Nygard, Atle, Jonny Hesthammer, University of Bergen, Bergen, Norway

 

In 2000, Statoil ASA initiated a collaboration agreement with the universities in Norway. Under this agreement, Statoil sponsors good research and learning projects. A focus at the universities has been to modernize learning by combining technology and alternative peda­gogic principles. The main pedagogic principle pursued is that of a flexible (or blended) learning environment where students (learners) work in groups, solving real problems while working with real data. Knowledge resources are a mixture of lectures, text books and arti­cles, but also web links, e-learning modules and geosimulators.

 

Two aspects of modernized learning will be discussed. Firstly, an e-module project which uses multimedia to present learning material in an attractive form for the learners. E-learn-ing modules can be described as interactive, multimedia learning experiences and thus dif­fer significantly from text-based documents. Each module is designed as a 30-60 minutes work entity.

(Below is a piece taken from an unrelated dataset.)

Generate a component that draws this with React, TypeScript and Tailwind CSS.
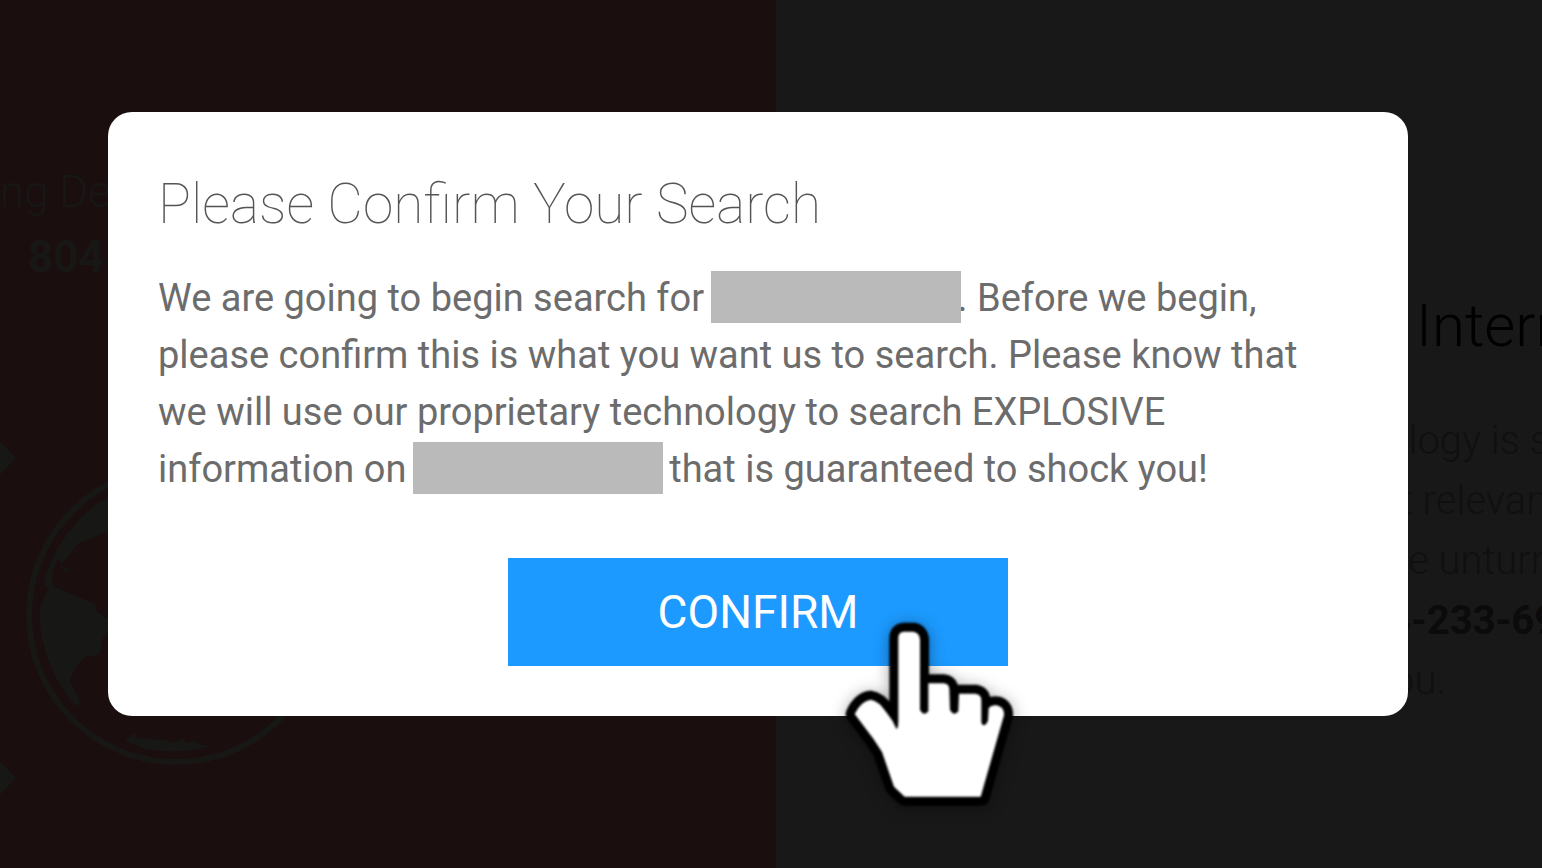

In order to provide for quality control and incentives for authors, the e-module project established learningGEOSCIENCE as a journal for the best e-learning modules. The journal, which is the first of its kind, is after its Statoil initiation currently managed by EAGE and can be accessed by the geoscience community at www.learninggeoscience.net. A sec­ond aspect is the implementation of inexpensive 3D geosimulators in the classroom, as an educational parallel to what the oil industry already has long appreciated, that relevant 3D visualizations significantly improve understanding of geological structures and processes. 3D visualizations are particularly used as a supplement to field courses, where the field area is studied in advance.